New Positions: 0 FTE; Total One-time and Recurring Costs FY16-FY19: $0

Action Items to Implement Initiative

  1. Communicate the plan to the University community.
  2. Institute an ongoing planning cycle.
  3. Ensure technology planning continues to align with the strategic directions of the university.
  4. Develop mechanisms for collecting, assessing, and addressing campus feedback.
  5. Establish priorities and create milestones for completing initiatives.
  6. Optimize the IT Master Plan roadmap to align with the CIO hiring process.
  7. Provide an annual progress report.

Anticipated Benefits

  • More predictable technology roadmaps.
  • Increased engagement from the campus community in setting technology priorities.
  • More strategic technology spending.
  • Technology changes become increasingly proactive.
  • IT planning is sufficiently agile to support strategic opportunities.

Measures of Success

  • Academic and administrative stakeholders are included in IT planning.
  • The IT Master Plan is referenced in university strategic planning and decision-making.
  • Annual milestones on the established planning cycle have been met.
  • Plan updates are based on constituent input and are shared widely.
  • Annual reviews of the Plan demonstrate significant progress on initiatives.
  • Technology spending and decisions align with the Plan.
  • Annual reviews of the Plan reflect alignment with university strategy.

>Contextual Information

Peer Institution Research

Both Arizona State University (ASU) and George Mason University (GMU) have created IT strategic plans.
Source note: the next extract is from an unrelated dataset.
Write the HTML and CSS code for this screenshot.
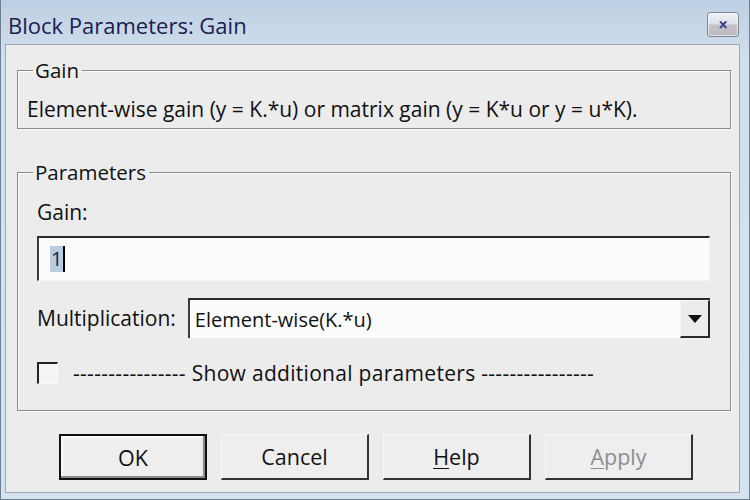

While the plan at ASU is more reactive than proactive, the plan was developed to tie the technology vision to the strategic plan of the University.

The University of Oregon (UO) has established a Campus Technology Counsel whose scope includes defining a strategic vision and plan for technology services that is aligned with the strategic direction and mission of the university. The Council has purview over instructional, research, and administrative computing strategic planning, including technology infrastructure and appropriate balancing of central and distributed technology resources.